= Heather Mitchell (farmer) =

Australian farmer, conservationist (1917–1999)

Heather Mary Mitchell , nee Hutchieson (25 September 1917 - 12 November 1999) was an Australian farmer, community leader and conservationist. From 1986 to 1989, she served as the first female president of the Victorian Farmers Federation, and played a central role in the establishment of Landcare.

Born in Sydney, she grew up in Albury and in the 1930s went to Melbourne to study nursing. She married Lester Clarence Mitchell, a pharmacist, in 1941 and moved to Hopetoun, where the couple ran a pharmacy and a number of farms. From 1956 to 1966, she served as regional president for the local Red Cross, and from 1966 to 1974 as regional commandant. She was also a life governor for the Royal Victorian Institute for the Blind (1960) and Corrong Retirement Village (1979). She served as president of the local high school council and on the board of Wimmera Base Hospital. From 1969 to 1974 she was the country's vice-president of the Liberal Party in Victoria. In 1979 she was appointed an Officer of the Order of the British Empire.
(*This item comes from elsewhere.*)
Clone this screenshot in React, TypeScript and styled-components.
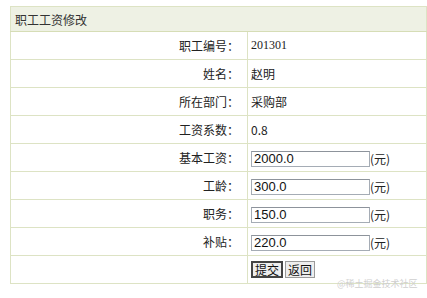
import React from 'react';
import styled, { createGlobalStyle } from 'styled-components';

const GlobalStyle = createGlobalStyle`
    html, body {
        margin: 0;
        padding: 0;
        background: #ffffff;
    }
    body {
        font-family: "Noto Sans CJK SC", "Liberation Sans", sans-serif;
        font-size: 12px;
        color: #222;
    }
`;

type Field = {
    label: string;
    value: string;
    kind: 'text' | 'serif' | 'input';
};

const fields: Array<Field> = [
    { label: '职工编号：', value: '201301', kind: 'serif' },
    { label: '姓名：', value: '赵明', kind: 'text' },
    { label: '所在部门：', value: '采购部', kind: 'text' },
    { label: '工资系数：', value: '0.8', kind: 'text' },
    { label: '基本工资：', value: '2000.0', kind: 'input' },
    { label: '工龄：', value: '300.0', kind: 'input' },
    { label: '职务：', value: '150.0', kind: 'input' },
    { label: '补贴：', value: '220.0', kind: 'input' }
];

const App = (): JSX.Element => {
    return (
        <Page>
            <GlobalStyle />
            <Table>
                <colgroup>
                    <Col width={237} />
                    <Col width={179} />
                </colgroup>
                <tbody>
                    <tr>
                        <HeaderCell colSpan={2}>职工工资修改</HeaderCell>
                    </tr>
                    {fields.map((f: Field, i): JSX.Element => (
                        <tr key={i}>
                            <LabelCell>{f.label}</LabelCell>
                            <ValueCell serif={f.kind === 'serif'}>
                                {f.kind === 'input'
                                    ? <><Input defaultValue={f.value} /><Unit>(元)</Unit></>
                                    : f.value}
                            </ValueCell>
                        </tr>
                    ))}
                    <tr>
                        <LabelCell></LabelCell>
                        <ValueCell>
                            <Buttons>
                                <Button primary type="button">提交</Button>
                                <Button type="button">返回</Button>
                            </Buttons>
                        </ValueCell>
                    </tr>
                </tbody>
            </Table>
            <Watermark>@稀土掘金技术社区</Watermark>
        </Page>
    );
};

export default App;

const Page = styled.div`
    position: relative;
    width: 427px;
    height: 298px;
    padding: 6px 0 0 10px;
    box-sizing: border-box;
    overflow: hidden;
`;

const Table = styled.table`
    width: 416px;
    border-collapse: collapse;
    border: 1px solid #dde3c4;
    table-layout: fixed;
`;

const Col = styled.col<{ width: number }>`
    width: ${(p) => p.width}px;
`;

const HeaderCell = styled.td`
    height: 24px;
    padding: 0 0 0 4px;
    background: #eef1e4;
    border: 1px solid #dde3c4;
    border-bottom-color: #d6ddb6;
    font-size: 12px;
    color: #333;
    text-align: left;
`;

const LabelCell = styled.td`
    height: 27px;
    padding: 0 8px 0 0;
    border: 1px solid #dde3c4;
    text-align: right;
    font-size: 12px;
    color: #222;
`;

const ValueCell = styled.td<{ serif?: boolean }>`
    height: 27px;
    padding: 0 0 0 3px;
    border: 1px solid #dde3c4;
    font-family: ${(p) => p.serif ? '"Liberation Serif", serif' : '"Noto Sans CJK SC", "Liberation Sans", sans-serif'};
    font-size: 12px;
    color: #222;
    white-space: nowrap;
`;

const Input = styled.input`
    width: 119px;
    height: 16px;
    box-sizing: border-box;
    margin: 0;
    padding: 0 2px;
    border: 1px solid #a5acb5;
    border-top-color: #8d939b;
    font-family: "Liberation Sans", Arial, sans-serif;
    font-size: 13px;
    color: #111;
    vertical-align: middle;
    outline: none;
`;

const Unit = styled.span`
    font-size: 12px;
    vertical-align: middle;
`;

const Buttons = styled.div`
    display: flex;
    gap: 2px;
    align-items: center;
`;

const Button = styled.button<{ primary?: boolean }>`
    height: 17px;
    margin: 0;
    padding: 0 2px;
    background: #eeeeee;
    border: ${(p) => p.primary ? '2px solid #444' : '1px solid #9a9a9a'};
    font-family: "Noto Sans CJK SC", sans-serif;
    font-size: 12px;
    line-height: 13px;
    color: #111;
`;

const Watermark = styled.div`
    position: absolute;
    left: 337px;
    top: 277px;
    font-size: 9px;
    color: #cfcfcf;
    white-space: nowrap;
`;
In the 1980s Mitchell and her husband moved to Horsham, where she became closely involved in the Victorian Farmers Federation (VFF). She was elected the organisation's first female president in 1986, and in that year she and Joan Kirner were the inaugural chairs of Landcare Victoria. She was also the inaugural president of the Public Land Council of Victoria in 1987, and in 1989, the year her term as VFF president ended, she was elected the first female vice-president of the National Farmers' Federation.

Lester died in 1989. Mitchell was appointed a Member of the Order of Australia in 1991 and in 1992 became a life member of the VFF. Her service to the Red Cross was recognised in 1995 with the International Order of St John, and in 1997 she became the patron of the Public Land Council. She died in Melbourne in 1999. She was inducted posthumously onto the Victorian Honour Roll of Women in 2001.